Let me first point out a complication: the number of fundamental units is pretty much arbitrary. For example, you are currently considering temperature and energy to be distinct physical quantities, but this is done in the SI just for convenience. Temperature literally is a measure of a system's internal kinetic energy and could just as well be measured directly in terms of energy. More specifically, one can choose the Boltzmann constant to be $k_b = 1$ and measure temperature in Joules. We don't always do that because it would lead to quite complicated numbers. Notice, however, that nearly every formula in Thermodynamics or Statistical Mechanics (if not all of them) includes temperature always accompanied by the Boltzmann constant (i.e., $T$ only appears in expressions of the form $k_B T$). Sometimes this is hidden in the form of the universal constant for ideal gases, $R = k_B N_A$, where $N_A$ is Avogadro's number. Notice that this particular choice is quite similar to, for example, choosing to measure heights in meters and lengths in kilometers. They aren't really different quantities.
This, of course, poses an issue: how can we then know how many fundamental constants are there? Or what is the transcendence degree of the field you mentioned? (I'll stick to more physical terms, since I'm not that well versed in abstract algebra).
This has been considered in the literature, despite not in the mathematical formulation you are providing. arXiv: 0711.4276 [physics.class-ph], for example, argues that there are only two fundamental quantities, the main reason being that in practice we are only able to measure time intervals and lengths, regardless of the experiment we are performing. Indeed, consider my temperature example. What you actually measure when you check the temperature of a room on a scale thermometer, for example, is not the temperature per se, but rather the height of a fluid column, which is then related to temperature.
While temperature was my first example, it is not the only one. For example, notice that the CGS system fixes some more constants. While $\epsilon_0$ is a dimensional quantity in the SI, the CGS system fixes $\epsilon_0 = \frac{1}{4\pi}$, and as a consequence there is no fundamental unit of charge or current in CGS. Instead, one can express charges and currents in terms of masses, lengths, and time. See the Wikipedia article on this, for example. The paper I mentioned tackles the case of how to measure masses with clocks and rulers.
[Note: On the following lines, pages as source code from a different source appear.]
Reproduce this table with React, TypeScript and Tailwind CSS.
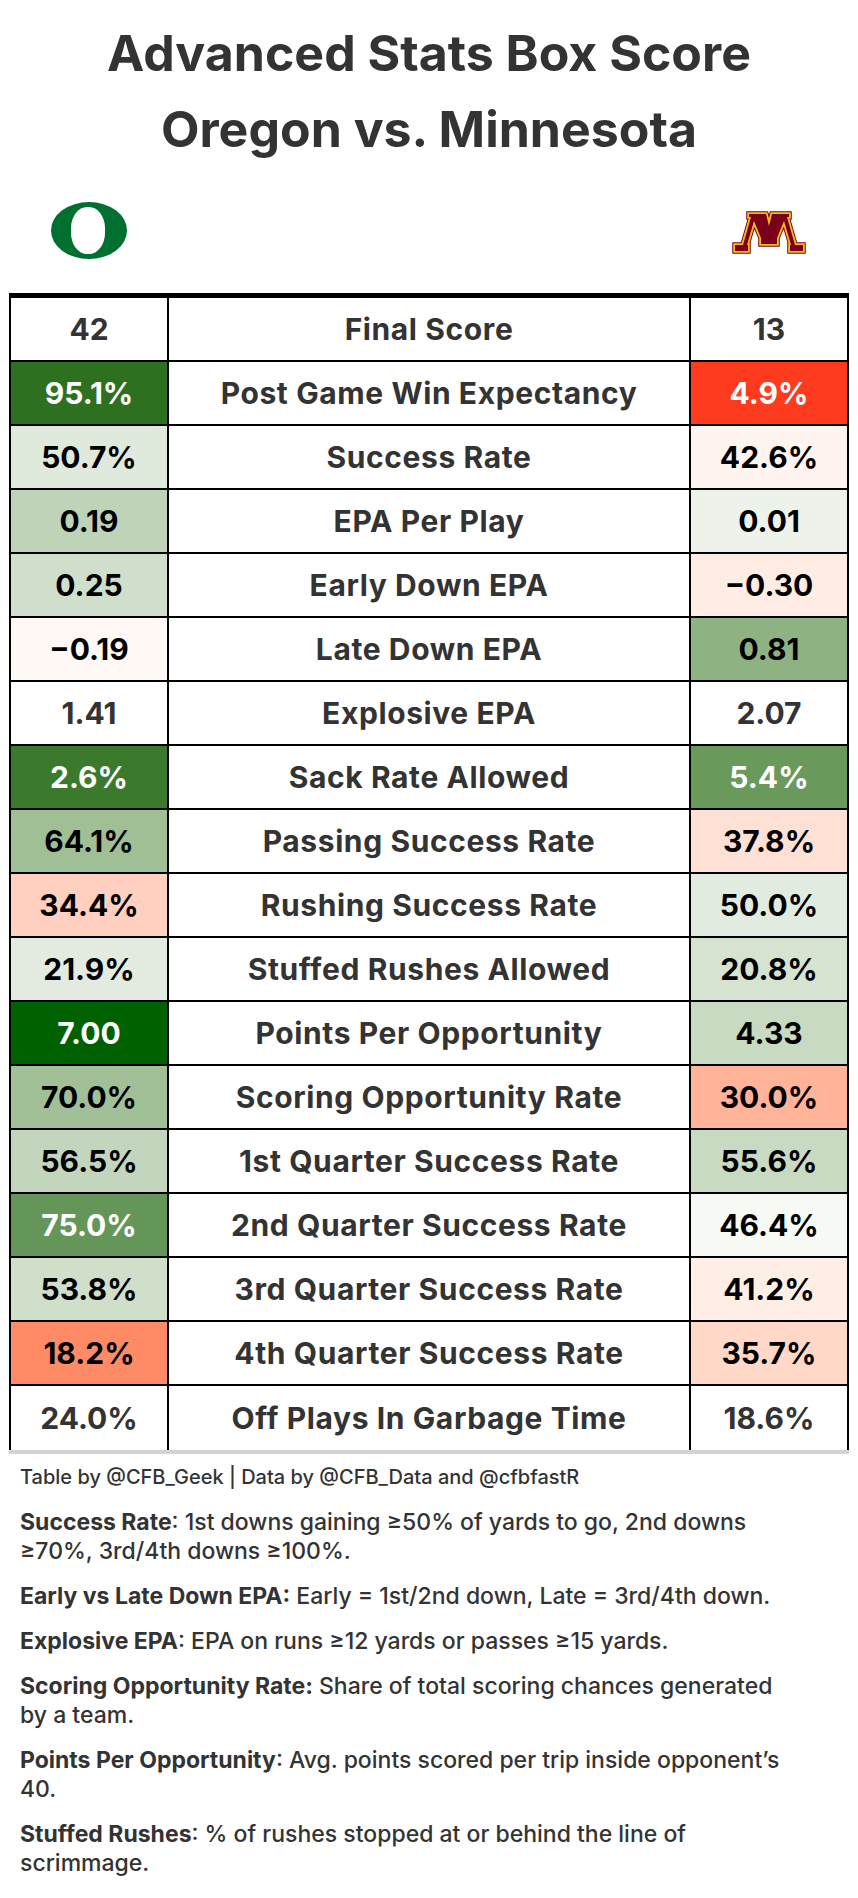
import React from "react";

type Row = {
  label: string;
  l: string;
  r: string;
  lc: string;
  rc: string;
};

const PLAIN = "bg-white text-[#333333]";
const DARK = "text-black";

const rows: Row[] = [
  { label: "Final Score", l: "42", r: "13", lc: PLAIN, rc: PLAIN },
  { label: "Post Game Win Expectancy", l: "95.1%", r: "4.9%", lc: "bg-[#2d7020] text-white", rc: "bg-[#ff3b1f] text-white" },
  { label: "Success Rate", l: "50.7%", r: "42.6%", lc: `bg-[#e0eadc] ${DARK}`, rc: `bg-[#fff4ef] ${DARK}` },
  { label: "EPA Per Play", l: "0.19", r: "0.01", lc: `bg-[#bfd3b9] ${DARK}`, rc: `bg-[#edf3ea] ${DARK}` },
  { label: "Early Down EPA", l: "0.25", r: "\u22120.30", lc: `bg-[#d0dfcb] ${DARK}`, rc: `bg-[#ffede5] ${DARK}` },
  { label: "Late Down EPA", l: "\u22120.19", r: "0.81", lc: `bg-[#fff8f5] ${DARK}`, rc: `bg-[#8fb283] ${DARK}` },
  { label: "Explosive EPA", l: "1.41", r: "2.07", lc: PLAIN, rc: PLAIN },
  { label: "Sack Rate Allowed", l: "2.6%", r: "5.4%", lc: "bg-[#3b7a2d] text-white", rc: "bg-[#69995b] text-white" },
  { label: "Passing Success Rate", l: "64.1%", r: "37.8%", lc: `bg-[#a0bf95] ${DARK}`, rc: `bg-[#ffe0d4] ${DARK}` },
  { label: "Rushing Success Rate", l: "34.4%", r: "50.0%", lc: `bg-[#ffd0bf] ${DARK}`, rc: `bg-[#e2ebdf] ${DARK}` },
  { label: "Stuffed Rushes Allowed", l: "21.9%", r: "20.8%", lc: `bg-[#e3ebe0] ${DARK}`, rc: `bg-[#d5e3d0] ${DARK}` },
  { label: "Points Per Opportunity", l: "7.00", r: "4.33", lc: "bg-[#006100] text-white", rc: `bg-[#c8dbc2] ${DARK}` },
  { label: "Scoring Opportunity Rate", l: "70.0%", r: "30.0%", lc: `bg-[#a2c097] ${DARK}`, rc: `bg-[#ffb399] ${DARK}` },
  { label: "1st Quarter Success Rate", l: "56.5%", r: "55.6%", lc: `bg-[#c3d6bd] ${DARK}`, rc: `bg-[#c8dbc2] ${DARK}` },
  { label: "2nd Quarter Success Rate", l: "75.0%", r: "46.4%", lc: "bg-[#659659] text-white", rc: `bg-[#f6f9f4] ${DARK}` },
  { label: "3rd Quarter Success Rate", l: "53.8%", r: "41.2%", lc: `bg-[#cfdfca] ${DARK}`, rc: `bg-[#ffeee6] ${DARK}` },
  { label: "4th Quarter Success Rate", l: "18.2%", r: "35.7%", lc: `bg-[#ff8b66] ${DARK}`, rc: `bg-[#ffd8c8] ${DARK}` },
  { label: "Off Plays In Garbage Time", l: "24.0%", r: "18.6%", lc: PLAIN, rc: PLAIN },
];

const notes: { bold: string; text: React.ReactNode }[] = [
  {
    bold: "Success Rate",
    text: (
      <>
        : 1st downs gaining ≥50% of yards to go, 2nd downs
        <br />
        ≥70%, 3rd/4th downs ≥100%.
      </>
    ),
  },
  { bold: "Early vs Late Down EPA:", text: " Early = 1st/2nd down, Late = 3rd/4th down." },
  { bold: "Explosive EPA", text: ": EPA on runs ≥12 yards or passes ≥15 yards." },
  {
    bold: "Scoring Opportunity Rate:",
    text: (
      <>
        {" "}Share of total scoring chances generated
        <br />
        by a team.
      </>
    ),
  },
  {
    bold: "Points Per Opportunity",
    text: (
      <>
        : Avg. points scored per trip inside opponent’s
        <br />
        40.
      </>
    ),
  },
  {
    bold: "Stuffed Rushes",
    text: (
      <>
        : % of rushes stopped at or behind the line of
        <br />
        scrimmage.
      </>
    ),
  },
];

function OregonLogo() {
  return (
    <svg width="76" height="57" viewBox="0 0 76 57">
      <ellipse cx="38" cy="28.5" rx="38" ry="28.5" fill="#007030" />
      <rect x="20" y="5" width="34" height="47" rx="16" ry="21" fill="#ffffff" />
    </svg>
  );
}

// block M, drawn as a core shape with a gold and maroon rim stroked around it
function MinnesotaLogo() {
  const pts =
    "17,3 34,3 37,15 40,3 57,3 57,6 55,6 63,34 71,34 71,40 58,40 58,34 59,34 52,10 45,27 45,33 29,33 29,27 22,10 15,34 16,34 16,40 3,40 3,34 11,34 19,6 17,6";
  return (
    <svg width="74" height="43" viewBox="0 0 74 43">
      <polygon points={pts} fill="#7a0019" stroke="#7a0019" strokeWidth="5.5" strokeLinejoin="miter" strokeMiterlimit="3" />
      <polygon points={pts} fill="#7a0019" stroke="#ffb71e" strokeWidth="3.6" strokeLinejoin="miter" strokeMiterlimit="3" />
      <polygon points={pts} fill="#7a0019" />
    </svg>
  );
}

export default function App() {
  return (
    <div className="w-[858px] min-h-[1898px] bg-white font-['Inter','Liberation_Sans',sans-serif] text-[#333333]">
      {/* Title */}
      <div className="pt-[15px] text-center text-[50px] font-bold leading-[76px]">
        <div>Advanced Stats Box Score</div>
        <div>Oregon vs. Minnesota</div>
      </div>

      {/* Logos */}
      <div className="flex h-[126px] items-center justify-between pl-[51px] pr-[52px]">
        <OregonLogo />
        <div className="mt-[5px]">
          <MinnesotaLogo />
        </div>
      </div>

      {/* Table */}
      <div className="ml-[9px] w-[840px] border-x-2 border-t-[5px] border-black">
        {rows.map((row, i) => (
          <div
            key={row.label}
            className={`flex h-[64px] text-[30px] font-bold ${i < rows.length - 1 ? "border-b-2 border-black" : ""}`}
          >
            <div className={`flex w-[158px] items-center justify-center border-r-2 border-black ${row.lc}`}>
              {row.l}
            </div>
            <div className="flex w-[522px] items-center justify-center border-r-2 border-black bg-white text-[#333333] tracking-[0.6px]">
              {row.label}
            </div>
            <div className={`flex w-[156px] items-center justify-center ${row.rc}`}>{row.r}</div>
          </div>
        ))}
      </div>
      <div className="ml-[9px] h-[4px] w-[840px] bg-[#d3d3d3]" />

      {/* Footnotes */}
      <div className="pl-[20px] pt-[9px] pb-[20px] font-medium leading-[29px] text-[#333333]">
        <p className="text-[20px]">Table by @CFB_Geek | Data by @CFB_Data and @cfbfastR</p>
        {notes.map((n) => (
          <p key={n.bold} className="mt-[16px] whitespace-nowrap text-[23px]">
            <span className="font-bold">{n.bold}</span>
            {n.text}
          </p>
        ))}
      </div>
    </div>
  );
}
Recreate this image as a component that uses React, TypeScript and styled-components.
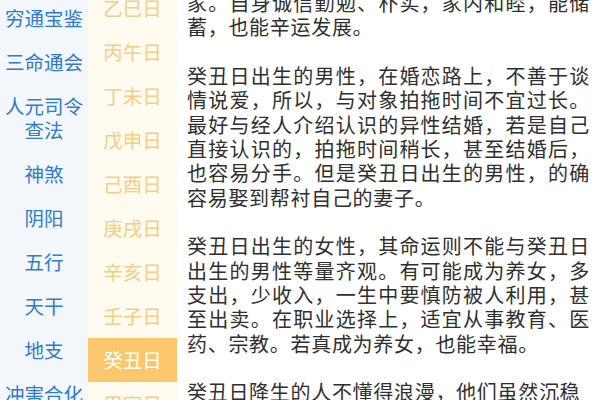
import React from "react";
import styled, { createGlobalStyle } from "styled-components";

const GlobalStyle = createGlobalStyle`
	html, body {
		margin: 0;
		padding: 0;
		background: #ffffff;
	}
	body {
		font-family: "Noto Sans CJK SC", "Noto Sans", sans-serif;
	}
`;

const categories = [
	["穷通宝鉴"],
	["三命通会"],
	["人元司令", "查法"],
	["神煞"],
	["阴阳"],
	["五行"],
	["天干"],
	["地支"],
	["冲害合化"],
];

const days = [
	"乙巳日",
	"丙午日",
	"丁未日",
	"戊申日",
	"己酉日",
	"庚戌日",
	"辛亥日",
	"壬子日",
	"癸丑日",
	"甲寅日",
];

const paragraphs = [
	"家。自身诚信勤勉、朴实，家内和睦，能储蓄，也能辛运发展。",
	"癸丑日出生的男性，在婚恋路上，不善于谈情说爱，所以，与对象拍拖时间不宜过长。最好与经人介绍认识的异性结婚，若是自己直接认识的，拍拖时间稍长，甚至结婚后，也容易分手。但是癸丑日出生的男性，的确容易娶到帮衬自己的妻子。",
	"癸丑日出生的女性，其命运则不能与癸丑日出生的男性等量齐观。有可能成为养女，多支出，少收入，一生中要慎防被人利用，甚至出卖。在职业选择上，适宜从事教育、医药、宗教。若真成为养女，也能幸福。",
	"癸丑日降生的人不懂得浪漫，他们虽然沉稳",
];

const Screen = styled.div`
	display: flex;
	width: 600px;
	height: 400px;
	overflow: hidden;
`;

const CategoryColumn = styled.div`
	flex: 0 0 88px;
	background: #f3f7fc;
	overflow: hidden;
`;

const CategoryList = styled.ul`
	list-style: none;
	margin: -4px 0 0;
	padding: 0;
`;

const CategoryItem = styled.li`
	padding: 10px 0;
	text-align: center;
	font-size: 19.5px;
	line-height: 24px;
	color: #2e7bd0;
	white-space: nowrap;
`;

const DayColumn = styled.div`
	flex: 0 0 89px;
	background: #fffbf1;
	overflow: hidden;
`;

const DayList = styled.ul`
	list-style: none;
	margin: -14.5px 0 0;
	padding: 0;
`;

const DayItem = styled.li<{ $active?: boolean }>`
	height: 44px;
	display: flex;
	align-items: center;
	justify-content: center;
	font-size: 19.5px;
	color: ${(p) => (p.$active ? "#ffffff" : "#f4cf80")};
	background: ${(p) => (p.$active ? "#fbc66c" : "transparent")};
`;

const Content = styled.div`
	flex: 1;
	padding: 0 10px 0 10px;
	overflow: hidden;
`;

const Article = styled.div`
	margin-top: -9px;
`;

const Paragraph = styled.p`
	margin: 0 0 24px;
	font-size: 20px;
	line-height: 24.4px;
	letter-spacing: 0.7px;
	color: #2f2f2f;
	text-align: justify;
`;

export default function App() {
	return (
		<>
			<GlobalStyle />
			<Screen>
				<CategoryColumn>
					<CategoryList>
						{categories.map((lines) => (
							<CategoryItem key={lines.join("")}>
								{lines.map((line, i) => (
									<div key={i}>{line}</div>
								))}
							</CategoryItem>
						))}
					</CategoryList>
				</CategoryColumn>
				<DayColumn>
					<DayList>
						{days.map((day) => (
							<DayItem key={day} $active={day === "癸丑日"}>
								{day}
							</DayItem>
						))}
					</DayList>
				</DayColumn>
				<Content>
					<Article>
						{paragraphs.map((text, i) => (
							<Paragraph key={i}>{text}</Paragraph>
						))}
					</Article>
				</Content>
			</Screen>
		</>
	);
}
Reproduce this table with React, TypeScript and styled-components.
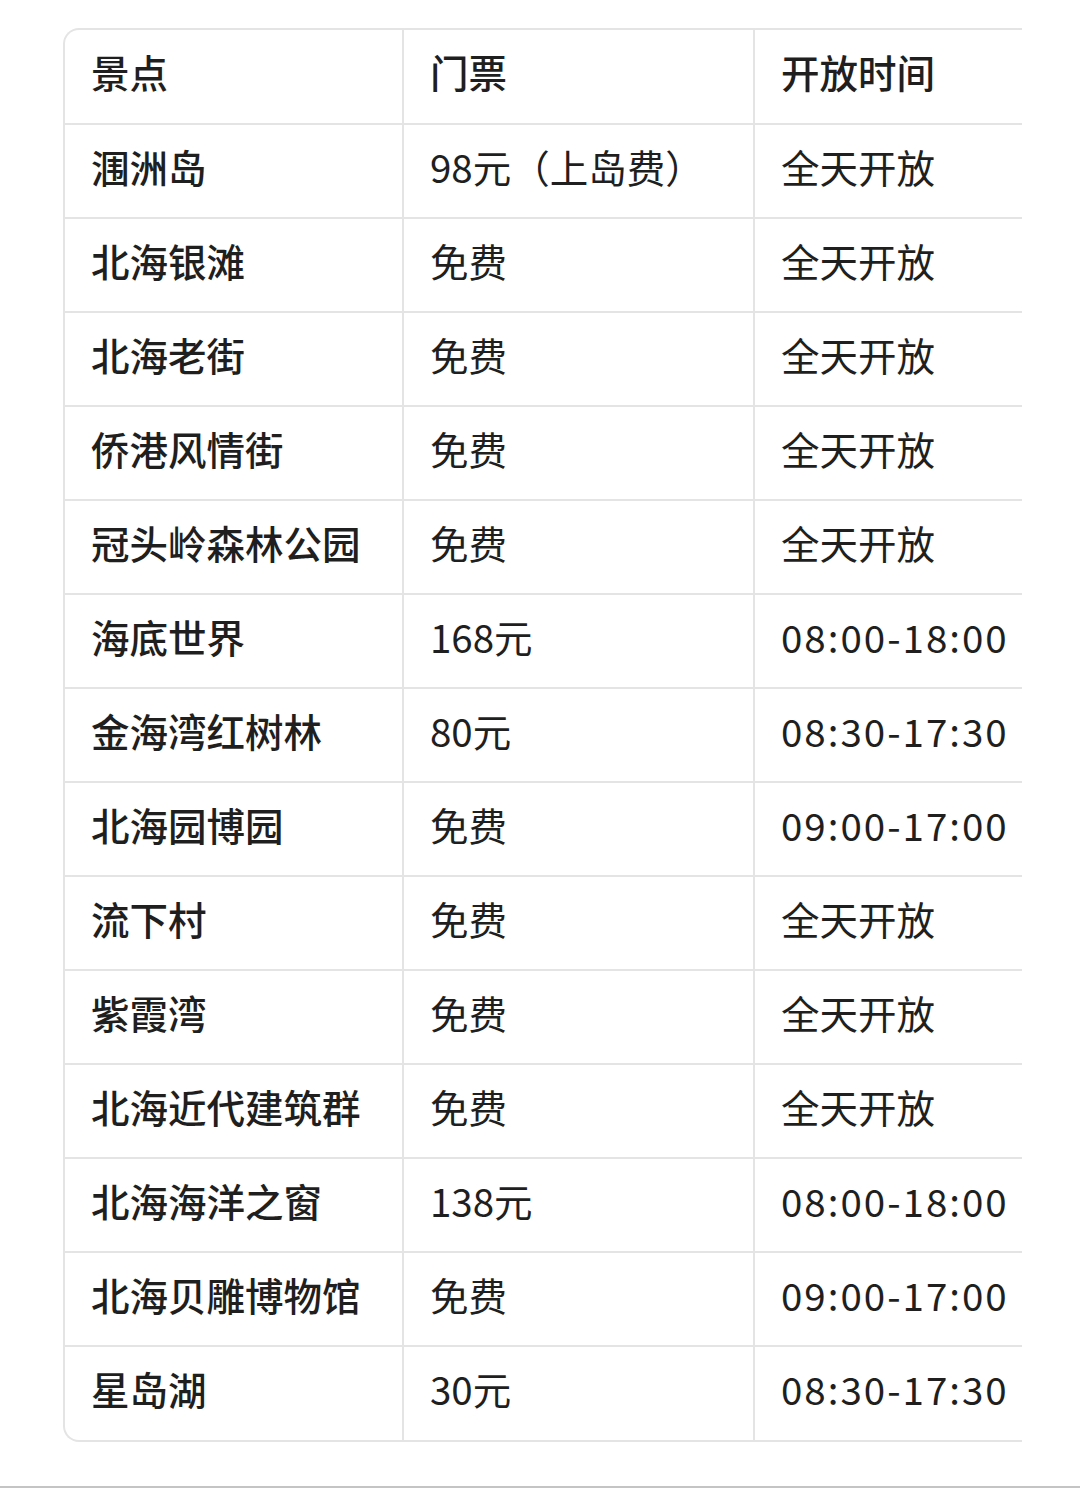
import React from "react";
import styled, { createGlobalStyle } from "styled-components";

const Global = createGlobalStyle`
  html, body { margin: 0; padding: 0; background: #ffffff; }
  body { font-family: "Noto Sans CJK SC", "Noto Sans", sans-serif; color: #1f1f1f; }
`;

const Page = styled.div`
  width: 1080px;
  height: 1488px;
  display: flex;
  flex-direction: column;
  box-sizing: border-box;
`;

const Scroller = styled.div`
  margin: 28px 58px 0 63px;
  overflow: hidden;
  border: 2px solid #e4e4e4;
  border-right: none;
  border-radius: 16px 0 0 16px;
`;

const Table = styled.table`
  border-collapse: collapse;
  width: 1200px;
  table-layout: fixed;
`;

const Row = styled.tr`
  height: 94px;
  & + & > * { border-top: 2px solid #e4e4e4; }
`;

const Cell = styled.td<{ $strong?: boolean; $time?: boolean }>`
  padding: 0 0 10px 26px;
  font-size: 38.5px;
  line-height: 1;
  font-weight: ${(p) => (p.$strong ? 500 : 400)};
  letter-spacing: ${(p) => (p.$time ? "2px" : "0")};
  color: #1f1f1f;
  white-space: nowrap;
  vertical-align: middle;
  & + & { border-left: 2px solid #e4e4e4; }
`;

const Col = styled.col<{ $w: number }>`
  width: ${(p) => p.$w}px;
`;

const BottomRule = styled.div`
  margin-top: auto;
  height: 2px;
  background: #c4c4c4;
`;

const rows: [string, string, string][] = [
  ["涠洲岛", "98元（上岛费）", "全天开放"],
  ["北海银滩", "免费", "全天开放"],
  ["北海老街", "免费", "全天开放"],
  ["侨港风情街", "免费", "全天开放"],
  ["冠头岭森林公园", "免费", "全天开放"],
  ["海底世界", "168元", "08:00-18:00"],
  ["金海湾红树林", "80元", "08:30-17:30"],
  ["北海园博园", "免费", "09:00-17:00"],
  ["流下村", "免费", "全天开放"],
  ["紫霞湾", "免费", "全天开放"],
  ["北海近代建筑群", "免费", "全天开放"],
  ["北海海洋之窗", "138元", "08:00-18:00"],
  ["北海贝雕博物馆", "免费", "09:00-17:00"],
  ["星岛湖", "30元", "08:30-17:30"],
];

export default function App() {
  return (
    <>
      <Global />
      <Page>
        <Scroller>
          <Table>
            <colgroup>
              <Col $w={338} />
              <Col $w={351} />
              <Col $w={511} />
            </colgroup>
            <tbody>
              <Row>
                <Cell $strong>景点</Cell>
                <Cell $strong>门票</Cell>
                <Cell $strong>开放时间</Cell>
              </Row>
              {rows.map((r) => (
                <Row key={r[0]}>
                  <Cell $strong>{r[0]}</Cell>
                  <Cell>{r[1]}</Cell>
                  <Cell $time={/\d/.test(r[2])}>{r[2]}</Cell>
                </Row>
              ))}
            </tbody>
          </Table>
        </Scroller>
        <BottomRule />
      </Page>
    </>
  );
}
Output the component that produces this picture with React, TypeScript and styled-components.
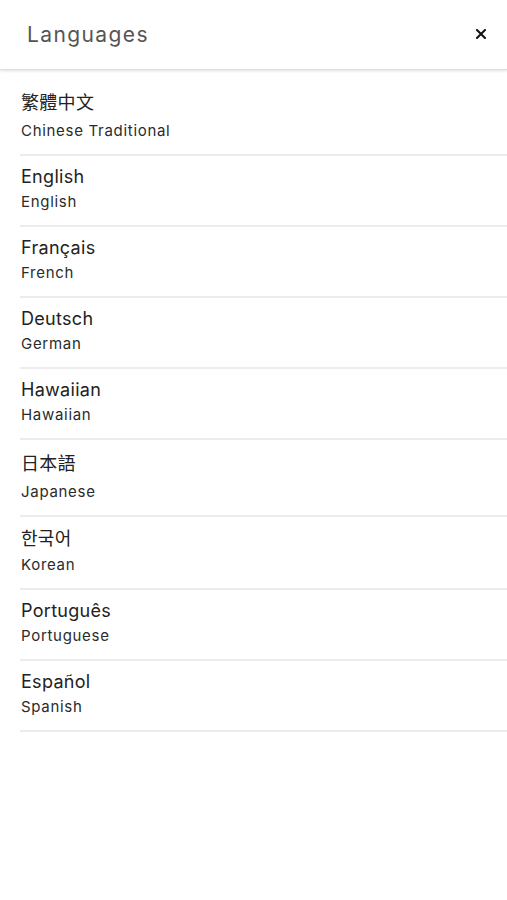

Why this point of view is not more spread? I'll jokingly answer that it is due to the ephemeral nature of life. It is not practical to know every bit of Mathematics or Physics that there is out there and in practice everyone must choose what to learn and what not to learn. For example, Differential Geometry gives some beautiful insights on many areas of Physics (e.g. Relativity, Classical Mechanics, Thermodynamics, Electrodynamics and Gauge Theory in general, etc), but it doesn't mean that these insights are likely to be useful to every researcher and/or student, nor that the effort for them will pay off. There was a time when we thought that "representation theory [was] useless", but eventually physicists learned that group and representation theory play an important role in the description of the Universe and we figured out that learning it was worth the effort. However, I believe most physicists do not have a working knowledge of algebraic geometry (to be quite frank I can't understand most of what you wrote on your second edit) and hence it is quite unlikely that "vanilla" physicists would come up with the idea of framing dimensional quantities in terms of algebraic geometry and abstract algebra. Now that you have presented this approach, there is still a chance that many physicists won't want to adopt it simply because it doesn't seem worth the time a priori. This, of course, might change with time.
In summary, the degree you are looking for is $2$, unless you want to challenge some of the (quite reasonable, in my opinion) hypotheses made by 0711.4276 [physics.class-ph]. As for why this point of view is not that common among physicists, the reason is likely because most physicists (myself included) lack the mathematical prerequisites necessary to comprehend this approach. Furthermore, it takes time and will for someone to learn new mathematics, and to give a community motivation to learn some new math might be quite non-trivial.
As someone who's been trying to learn differential forms and convince other physicists to do the same, I wish you luck on your endeavor.